**What is asked**
Reproduce all of the data below without alteration; exclude every picture.

** start **

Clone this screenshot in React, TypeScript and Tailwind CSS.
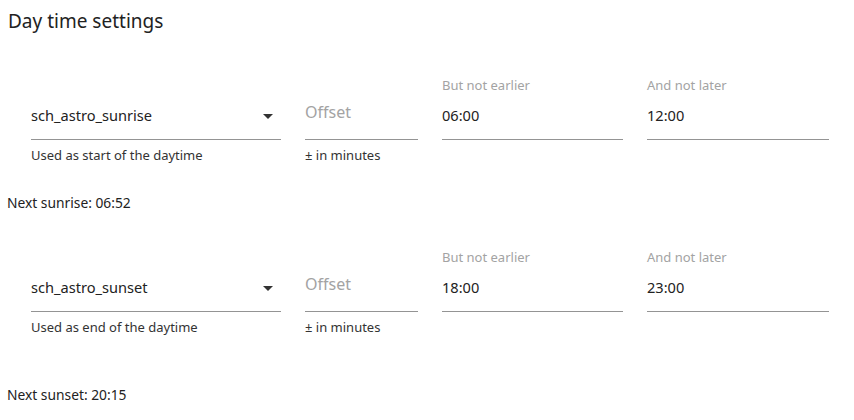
import React from "react";

function Caret() {
  return (
    <svg width="10" height="5" viewBox="0 0 10 5" className="shrink-0">
      <path d="M0 0 L10 0 L5 5 Z" fill="#333" />
    </svg>
  );
}

type RowProps = {
  source: string;
  helper: string;
  earlier: string;
  later: string;
};

function Row({ source, helper, earlier, later }: RowProps) {
  return (
    <div className="flex gap-[24px] pl-[24px]">
      <div className="flex w-[250px] flex-col">
        <div className="h-[16px]" />
        <div className="flex h-[47px] items-center justify-between border-b border-[#949494] pr-[8px]">
          <span className="text-[14.6px] text-[#222]">{source}</span>
          <Caret />
        </div>
        <div className="mt-[7px] text-[13px] leading-[16px] text-[#333]">{helper}</div>
      </div>
      <div className="flex w-[113px] flex-col">
        <div className="h-[16px]" />
        <div className="flex h-[47px] items-center border-b border-[#949494] pb-[8px]">
          <span className="text-[16px] text-[#a3a3a3]">Offset</span>
        </div>
        <div className="mt-[7px] text-[13px] leading-[16px] text-[#333]">± in minutes</div>
      </div>
      <div className="flex w-[181px] flex-col">
        <div className="h-[16px] text-[13px] leading-[16px] text-[#a3a3a3]">But not earlier</div>
        <div className="flex h-[47px] items-center border-b border-[#949494]">
          <span className="text-[14.6px] text-[#222]">{earlier}</span>
        </div>
      </div>
      <div className="flex w-[182px] flex-col">
        <div className="h-[16px] text-[13px] leading-[16px] text-[#a3a3a3]">And not later</div>
        <div className="flex h-[47px] items-center border-b border-[#949494]">
          <span className="text-[14.6px] text-[#222]">{later}</span>
        </div>
      </div>
    </div>
  );
}

export default function App() {
  return (
    <div className="h-[420px] w-[854px] overflow-hidden bg-white px-[7px] font-['Noto_Sans',sans-serif] text-[#222]">
      <div className="pl-[1px] pt-[9px] text-[19px] leading-[24px]">Day time settings</div>
      <div className="mt-[44px]">
        <Row source="sch_astro_sunrise" helper="Used as start of the daytime" earlier="06:00" later="12:00" />
      </div>
      <div className="mt-[32px] text-[13.8px] leading-[16px]">Next sunrise: 06:52</div>
      <div className="mt-[38px]">
        <Row source="sch_astro_sunset" helper="Used as end of the daytime" earlier="18:00" later="23:00" />
      </div>
      <div className="mt-[52px] text-[13.8px] leading-[16px]">Next sunset: 20:15</div>
    </div>
  );
}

** end **

**Task result**
Clone this screenshot in React, TypeScript and Tailwind CSS.
import React from "react";

function Caret() {
  return (
    <svg width="10" height="5" viewBox="0 0 10 5" className="shrink-0">
      <path d="M0 0 L10 0 L5 5 Z" fill="#333" />
    </svg>
  );
}

type RowProps = {
  source: string;
  helper: string;
  earlier: string;
  later: string;
};

function Row({ source, helper, earlier, later }: RowProps) {
  return (
    <div className="flex gap-[24px] pl-[24px]">
      <div className="flex w-[250px] flex-col">
        <div className="h-[16px]" />
        <div className="flex h-[47px] items-center justify-between border-b border-[#949494] pr-[8px]">
          <span className="text-[14.6px] text-[#222]">{source}</span>
          <Caret />
        </div>
        <div className="mt-[7px] text-[13px] leading-[16px] text-[#333]">{helper}</div>
      </div>
      <div className="flex w-[113px] flex-col">
        <div className="h-[16px]" />
        <div className="flex h-[47px] items-center border-b border-[#949494] pb-[8px]">
          <span className="text-[16px] text-[#a3a3a3]">Offset</span>
        </div>
        <div className="mt-[7px] text-[13px] leading-[16px] text-[#333]">± in minutes</div>
      </div>
      <div className="flex w-[181px] flex-col">
        <div className="h-[16px] text-[13px] leading-[16px] text-[#a3a3a3]">But not earlier</div>
        <div className="flex h-[47px] items-center border-b border-[#949494]">
          <span className="text-[14.6px] text-[#222]">{earlier}</span>
        </div>
      </div>
      <div className="flex w-[182px] flex-col">
        <div className="h-[16px] text-[13px] leading-[16px] text-[#a3a3a3]">And not later</div>
        <div className="flex h-[47px] items-center border-b border-[#949494]">
          <span className="text-[14.6px] text-[#222]">{later}</span>
        </div>
      </div>
    </div>
  );
}

export default function App() {
  return (
    <div className="h-[420px] w-[854px] overflow-hidden bg-white px-[7px] font-['Noto_Sans',sans-serif] text-[#222]">
      <div className="pl-[1px] pt-[9px] text-[19px] leading-[24px]">Day time settings</div>
      <div className="mt-[44px]">
        <Row source="sch_astro_sunrise" helper="Used as start of the daytime" earlier="06:00" later="12:00" />
      </div>
      <div className="mt-[32px] text-[13.8px] leading-[16px]">Next sunrise: 06:52</div>
      <div className="mt-[38px]">
        <Row source="sch_astro_sunset" helper="Used as end of the daytime" earlier="18:00" later="23:00" />
      </div>
      <div className="mt-[52px] text-[13.8px] leading-[16px]">Next sunset: 20:15</div>
    </div>
  );
}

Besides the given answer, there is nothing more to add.